On January 2, 1973, counsel for Lee Reid, Jr., moved the Clay Circuit Court for permission to withdraw, and on the same day an order was entered accordingly. It did not, however, designate a new counsel.

Meanwhile, on September 18, 1972, Lee Reid, Jr., had filed in this court, pro se, a petition for mandamus against the judge of *42the Clay Circuit Court stating that the court-appointed attorney had failed to perfect the appeal and demanding, in substance, that the judge see to it that it was done. A response filed by the judge stated merely that the belated appeal had been granted by an order entered on October 24, 1972 (the date of the response), a copy of which order was attached to the response.
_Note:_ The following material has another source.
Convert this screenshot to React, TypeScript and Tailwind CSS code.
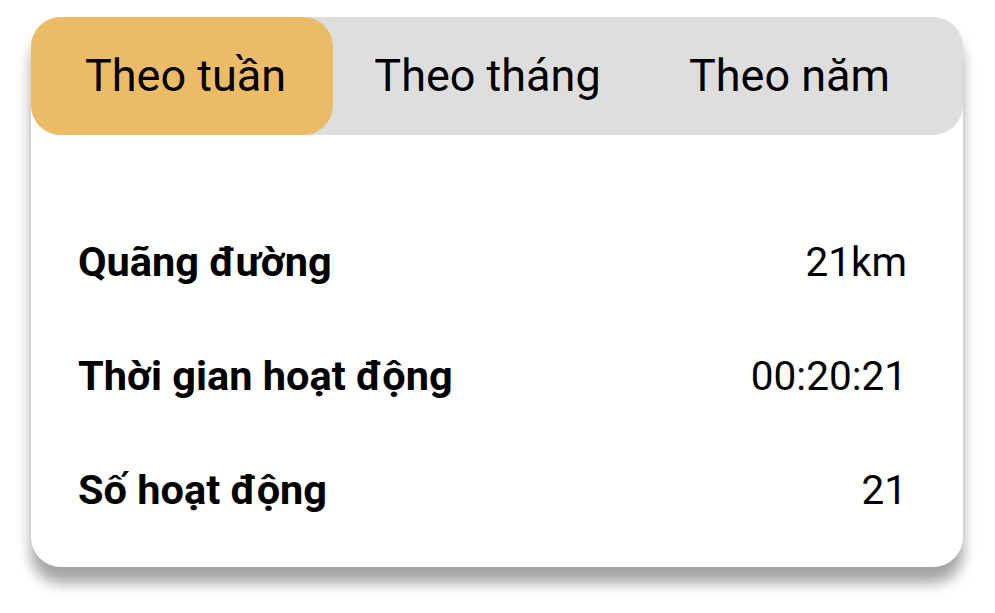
export default function App() {
  const tabs = ["Theo tuần", "Theo tháng", "Theo năm"];
  const rows = [
    { label: "Quãng đường", value: "21km" },
    { label: "Thời gian hoạt động", value: "00:20:21" },
    { label: "Số hoạt động", value: "21" },
  ];

  return (
    <div className="w-[995px] h-[613px] bg-white pt-[17px] pl-[31px] font-['Roboto',sans-serif] text-black">
      <div className="w-[932px] h-[550px] bg-white rounded-[30px] shadow-[0_16px_14px_rgba(0,0,0,0.36)] flex flex-col">
        {/* tabs */}
        <div className="h-[118px] bg-[#dedede] rounded-[30px] flex">
          {tabs.map((t, i) => (
            <div
              key={t}
              className={
                i === 0
                  ? "w-[302px] h-full rounded-[30px] bg-[#ecbb67] flex items-center justify-center pl-[7px] text-[45px]"
                  : "w-[302px] h-full flex items-center justify-center pl-[7px] text-[45px]"
              }
            >
              {t}
            </div>
          ))}
        </div>

        {/* stats */}
        <div className="flex flex-col pt-[70px] pl-[47px] pr-[56px]">
          {rows.map((r) => (
            <div key={r.label} className="h-[114px] flex items-center justify-between">
              <span className="text-[41.5px] font-bold">{r.label}</span>
              <span className="text-[40.5px]">{r.value}</span>
            </div>
          ))}
        </div>
      </div>
    </div>
  );
}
It is the same order hereinbefore mentioned as having been dated August 24, 1972, so it would seem that although the hearing had been held on September 16, 1971, the order granting a belated appeal was not signed until August 24, 1972, and then not entered officially until October 24, 1972. On January 23, 1973, this court entered an order denying relief “for the reasons stated in the response,” upon the basis, of course, that when the response was filed the trial judge had done all he was required to do.

The proceeding now before this court is an appeal from an adverse judgment in a habeas corpus action filed by the three appellants on August 20, 1973, in the Lyon Circuit Court. In addition to alleging ineffective counsel on Lee Reid, Jr.’s effort to secure and perfect a belated appeal, their petition discloses that on November 21, 1972, they filed in the Clay Circuit Court a motion for new trial based on newly discovered evidence in the form of an affidavit by Jean Hall, the original prosecuting witness, to the effect that in her testimony she had lied about her age at the time of the alleged offense, having been 17 rather than 15 years of age, and that she had not been raped but had freely and willingly consented to the acts of intercourse “while under the influence of intoxicating liquors.” Filed in support of the petition for habeas corpus were a birth certificate showing that a person named Ima Jean Hall was born in Shelby County, Kentucky, on April 17, 1953 (17 years before the alleged rape) and the affidavits of 11 of the jurors who tried the case to the effect that if they had read Jean Hall’s affidavit they would not have convicted the appellants. Evidently the Clay Circuit Court has never passed on this motion for new trial.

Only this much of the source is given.